Interface has also looked to the discipline biomimicry - examining nature for engineering solutions - to solve engineering challenges, and have come up with far-reaching new products that opened up new markets and new revenue streams, such as eliminating the need for glue during carpet installation by researching how geckos walk on glass and ceilings.

For those that might think that this is just some freak $1B+ company, Interface has been instrumental in influencing companies like Walmart, who are now starting to walk down the same path to sustainable operations. Walmart is the third largest company in the world, and few if any would argue that they are not profit-minded and profit-central in their outlook. So when Walmart decides to change (and change all of its suppliers), then it has far-reaching implications in how business is done.

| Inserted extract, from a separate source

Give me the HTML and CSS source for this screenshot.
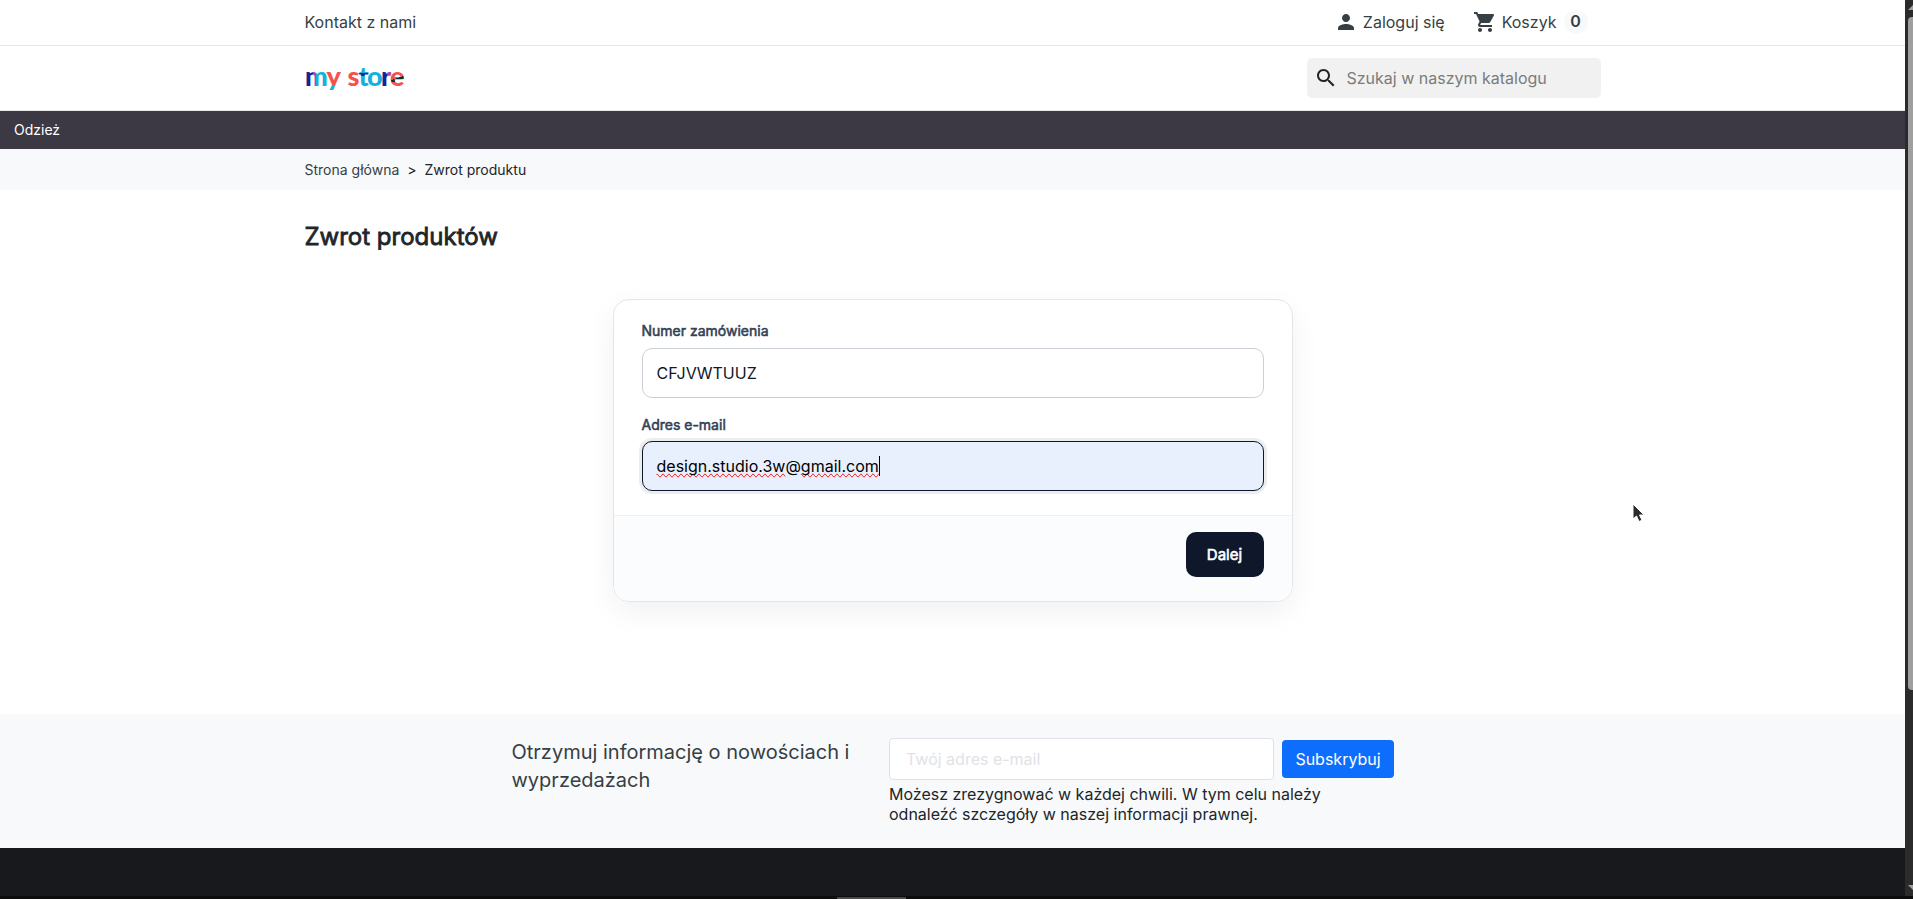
FILE: index.html
```html
<!DOCTYPE html>
<html lang="pl">
<head>
  <meta charset="UTF-8">
  <meta name="viewport" content="width=device-width, initial-scale=1.0">
  <title>Zwrot produktów</title>
  <link rel="stylesheet" href="styles.css">
</head>
<body>
  <div class="window">
    <div class="page">
      <div class="topbar">
        <div class="container">
          <a href="#" class="contact">Kontakt z nami</a>
          <div class="user-links">
            <a href="#" class="login">
              <svg class="icon" viewBox="0 0 24 24"><path d="M12 12c2.21 0 4-1.79 4-4s-1.79-4-4-4-4 1.79-4 4 1.79 4 4 4zm0 2c-2.67 0-8 1.34-8 4v2h16v-2c0-2.66-5.33-4-8-4z"/></svg>
              <span>Zaloguj się</span>
            </a>
            <a href="#" class="cart">
              <svg class="icon" viewBox="0 0 24 24"><path d="M7 18c-1.1 0-1.99.9-1.99 2S5.900 22 7 22s2-.9 2-2-.9-2-2-2zM1 2v2h2l3.600 7.590-1.350 2.450c-.160.280-.250.610-.250.960 0 1.100.9 2 2 2h12v-2H7.420c-.140 0-.250-.110-.250-.250l.030-.120.900-1.630h7.450c.750 0 1.410-.410 1.750-1.030l3.580-6.490c.080-.140.120-.310.120-.480 0-.550-.450-1-1-1H5.210l-.940-2H1zm16 16c-1.100 0-1.990.9-1.990 2s.890 2 1.990 2 2-.9 2-2-.9-2-2-2z"/></svg>
              <span>Koszyk</span>
              <span class="count">0</span>
            </a>
          </div>
        </div>
      </div>

      <header class="header">
        <div class="container">
          <a href="#" class="logo">
            <svg width="104" height="44" viewBox="0 0 104 44">
              <defs>
                <linearGradient id="g-m"><stop offset=".34" stop-color="#12259a"/><stop offset=".34" stop-color="#b23fbf"/><stop offset=".5" stop-color="#b23fbf"/><stop offset=".5" stop-color="#12b2dd"/></linearGradient>
                <linearGradient id="g-y" gradientUnits="userSpaceOnUse" x1="0" y1="14" x2="0" y2="38"><stop offset=".62" stop-color="#f5504c"/><stop offset=".62" stop-color="#12b2dd"/></linearGradient>
                <linearGradient id="g-t" gradientUnits="userSpaceOnUse" x1="0" y1="9" x2="0" y2="29"><stop offset=".38" stop-color="#12b2dd"/><stop offset=".38" stop-color="#12259a"/><stop offset=".54" stop-color="#12259a"/><stop offset=".54" stop-color="#12b2dd"/></linearGradient>
                <linearGradient id="g-r"><stop offset=".5" stop-color="#12259a"/><stop offset=".5" stop-color="#b23fbf"/></linearGradient>
                <linearGradient id="g-e" gradientUnits="userSpaceOnUse" x1="90" y1="18" x2="94" y2="30"><stop offset=".36" stop-color="#f5504c"/><stop offset=".36" stop-color="#06323a"/><stop offset=".56" stop-color="#06323a"/><stop offset=".56" stop-color="#f5504c"/></linearGradient>
              </defs>
              <g class="logo-text">
                <text x="0" y="30" fill="url(#g-m)">m</text>
                <text x="21.500" y="30" fill="url(#g-y)">y</text>
                <text x="42.500" y="30" fill="#f5504c">s</text>
                <text x="53.500" y="30" fill="url(#g-t)">t</text>
                <text x="62" y="30" fill="#12b2dd">o</text>
                <text x="76" y="30" fill="url(#g-r)">r</text>
                <text x="85" y="30" fill="url(#g-e)">e</text>
              </g>
            </svg>
          </a>
          <div class="search">
            <svg class="icon" viewBox="0 0 24 24"><path d="M15.500 14h-.790l-.280-.270C15.410 12.590 16 11.110 16 9.500 16 5.910 13.090 3 9.500 3S3 5.910 3 9.500 5.910 16 9.500 16c1.610 0 3.090-.590 4.230-1.570l.270.280v.790l5 4.990L20.490 19l-4.990-5zm-6 0C7.010 14 5 11.990 5 9.500S7.010 5 9.500 5 14 7.010 14 9.500 11.990 14 9.500 14z"/></svg>
            <input type="text" placeholder="Szukaj w naszym katalogu">
          </div>
        </div>
      </header>

      <nav class="menu"><a href="#">Odzież</a></nav>

      <div class="breadcrumb">
        <div class="container">
          <a href="#">Strona główna</a><span class="sep">&gt;</span><span class="current">Zwrot produktu</span>
        </div>
      </div>

      <main class="main">
        <div class="container">
          <h1>Zwrot produktów</h1>
          <form class="card">
            <div class="card-body">
              <label for="order">Numer zamówienia</label>
              <input type="text" class="field" id="order" value="CFJVWTUUZ">
              <label class="label-email">Adres e-mail</label>
              <div class="field field-focus"><span class="misspelled">design.studio.3w</span>@<span class="misspelled">gmail.com</span><i class="caret"></i></div>
            </div>
            <div class="card-footer">
              <button type="button" class="btn-next">Dalej</button>
            </div>
          </form>
        </div>
      </main>

      <section class="newsletter">
        <p class="newsletter-title">Otrzymuj informację o nowościach i wyprzedażach</p>
        <div class="newsletter-form">
          <div class="newsletter-row">
            <input type="email" placeholder="Twój adres e-mail">
            <button type="button">Subskrybuj</button>
          </div>
          <p>Możesz zrezygnować w każdej chwili. W tym celu należy<br>odnaleźć szczegóły w naszej informacji prawnej.</p>
        </div>
      </section>

      <footer class="footer"></footer>
    </div>
    <div class="scrollbar">
      <div class="arrow-up"></div>
      <div class="thumb"></div>
      <div class="arrow-down"></div>
    </div>
  </div>
  <div class="dock"><div class="dock-handle"></div></div>

  <svg class="cursor" width="14" height="20" viewBox="0 0 14 20"><path d="M1 1v15l3.500-3 2.500 5.500 3-1.300-2.500-5.200h4.500z" fill="#2b2b2b" stroke="#fff" stroke-width="1"/></svg>
</body>
</html>
```

FILE: styles.css
```css
* {
  box-sizing: border-box;
}
body {
  margin: 0;
  height: 899px;
  overflow: hidden;
  font-family: Inter, "Liberation Sans", sans-serif;
  font-size: 16px;
  line-height: 24px;
  color: #212529;
  background: #fff;
}
a {
  color: #363f44;
  text-decoration: none;
}
p, h1 {
  margin: 0;
}
input, button {
  font-family: inherit;
  font-size: 16px;
}
.window {
  display: flex;
  height: 896px;
}
.page {
  width: 1905px;
  display: flex;
  flex-direction: column;
}
.container {
  width: 1320px;
  margin: 0 auto;
  padding: 0 12px;
}
.icon {
  width: 24px;
  height: 24px;
  flex-shrink: 0;
  fill: currentColor;
}

/* top bar */
.topbar {
  height: 46px;
  border-bottom: 1px solid #e6e7e8;
}
.topbar .container {
  height: 44px;
  display: flex;
  justify-content: space-between;
  align-items: center;
}
.user-links {
  display: flex;
  gap: 28px;
  padding-right: 13px;
}
.login, .cart {
  display: flex;
  align-items: center;
}
.login .icon {
  margin-right: 5px;
}
.cart .icon {
  margin-right: 5px;
}
.count {
  width: 24px;
  height: 24px;
  margin-left: 7px;
  border-radius: 50%;
  background: #f8f9fb;
  line-height: 23px;
  text-align: center;
  font-weight: 600;
}

/* header */
.header {
  height: 65px;
  border-bottom: 1px solid #e6e7e8;
}
.header .container {
  height: 64px;
  display: flex;
  justify-content: space-between;
  align-items: center;
}
.logo svg {
  display: block;
  overflow: visible;
}
.logo-text {
  font-family: Lato, sans-serif;
  font-weight: 900;
  font-size: 27px;
}
.search {
  width: 294px;
  height: 40px;
  padding: 0 8px 0 7px;
  display: flex;
  align-items: center;
  background: #f1f1f1;
  border-radius: 5px;
}
.search input {
  flex: 1;
  min-width: 0;
  border: none;
  outline: none;
  background: transparent;
  padding: 0 9px;
}
.search input::placeholder {
  color: #7b7b7b;
}

.menu {
  height: 38px;
  padding-left: 14px;
  background: #3d3944;
  line-height: 38px;
  font-size: 14px;
}
.menu a {
  color: #fff;
}

.breadcrumb {
  height: 41px;
  background: #f8f9fb;
  font-size: 14px;
  line-height: 41px;
}
.sep {
  margin: 0 8px;
}

/* return form */
.main {
  height: 524px;
  padding-top: 29px;
}
h1 {
  font-size: 24px;
  line-height: 36px;
  font-weight: 400;
  -webkit-text-stroke: 0.8px;
}
.card {
  width: 680px;
  margin: 44px auto 0;
  border: 1px solid #e2e6ea;
  border-radius: 16px;
  overflow: hidden;
  box-shadow: 0 10px 30px rgba(15, 23, 42, 0.06);
}
.card-body {
  height: 215px;
  padding: 20px 28px 0;
}
.card label {
  display: block;
  font-size: 14px;
  line-height: 22px;
  font-weight: 400;
  -webkit-text-stroke: 0.55px;
  color: #334155;
  margin-bottom: 6px;
}
.card .label-email {
  margin-bottom: 5px;
}
.field {
  display: block;
  width: 100%;
  height: 50px;
  padding: 0 14px;
  border: 1px solid #cbd0d6;
  border-radius: 10px;
  outline: none;
  line-height: 48px;
  color: #0f172a;
  margin-bottom: 16px;
}
.field-focus {
  display: flex;
  border-color: #0f172a;
  background: #e8f0fe;
  color: #000;
  box-shadow: 0 0 0 3px rgba(15, 23, 42, 0.08);
}
.misspelled {
  text-decoration-line: spelling-error;
}
.caret {
  width: 1px;
  height: 20px;
  margin-top: 14px;
  background: #000;
}
.card-footer {
  height: 86px;
  padding: 16px 28px;
  border-top: 1px solid #edf0f4;
  background: #fafcfe;
  text-align: right;
}
.btn-next {
  width: 78px;
  height: 45px;
  padding: 0;
  border: none;
  border-radius: 10px;
  background: #0f172a;
  color: #fff;
  font-size: 15px;
  font-weight: 400;
  -webkit-text-stroke: 0.6px;
}

/* newsletter */
.newsletter {
  height: 134px;
  padding: 24px 0 0 511.500px;
  display: flex;
  background: #f8f9fb;
}
.newsletter-title {
  width: 377.500px;
  padding-right: 30px;
  font-size: 20px;
  line-height: 28px;
  color: #363f44;
}
.newsletter-row {
  display: flex;
  align-items: center;
  gap: 8px;
  margin-bottom: 4px;
}
.newsletter-row input {
  width: 385px;
  height: 42px;
  padding: 0 16px;
  border: 1px solid #dee2e6;
  border-radius: 4px;
  background: #fff;
}
.newsletter-row input::placeholder {
  color: #dfe2e7;
}
.newsletter-row button {
  width: 112px;
  height: 38px;
  padding: 0;
  border: none;
  border-radius: 4px;
  background: #0d6efd;
  color: #fff;
}
.newsletter-form p {
  line-height: 20px;
}

.footer {
  flex: 1;
  background: #18191c;
}

/* window chrome */
.scrollbar {
  width: 8px;
  padding-left: 3px;
  background: #2b2b2b;
  overflow: hidden;
  display: flex;
  flex-direction: column;
}
.arrow-up, .arrow-down {
  width: 0;
  border: 5px solid transparent;
}
.arrow-up {
  border-top: 0;
  border-bottom-color: #9f9f9f;
  margin: 5px 0 7px;
}
.arrow-down {
  border-bottom: 0;
  border-top-color: #9f9f9f;
  margin-top: auto;
  margin-bottom: 6px;
}
.thumb {
  width: 9px;
  height: 673px;
  border-radius: 4px;
  background: #9f9f9f;
}
.dock {
  height: 3px;
  padding: 1px 0 0 837px;
  background: #0d0d0e;
}
.dock-handle {
  width: 69px;
  height: 2px;
  background: #4a4a4a;
}
.cursor {
  position: absolute;
  left: 1632px;
  top: 503px;
}
```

And luckily there are many more examples each year. Sustainability makes a company lean, tight, more competitive, more marketable, a better place to work (thus drawing the best talent), and years ahead of any government regulations, even decades. Sustainability looks at the people who live where your materials come from, the people that work for you, your customers, and all the people you impact in any way.

The bottom line is that when a company looks at sustainability variables, they find new revenue streams and more efficient operations. If you're in business, whether in an office, or manufacturing, or service, then this book is a must read to keep your long term competitive edge.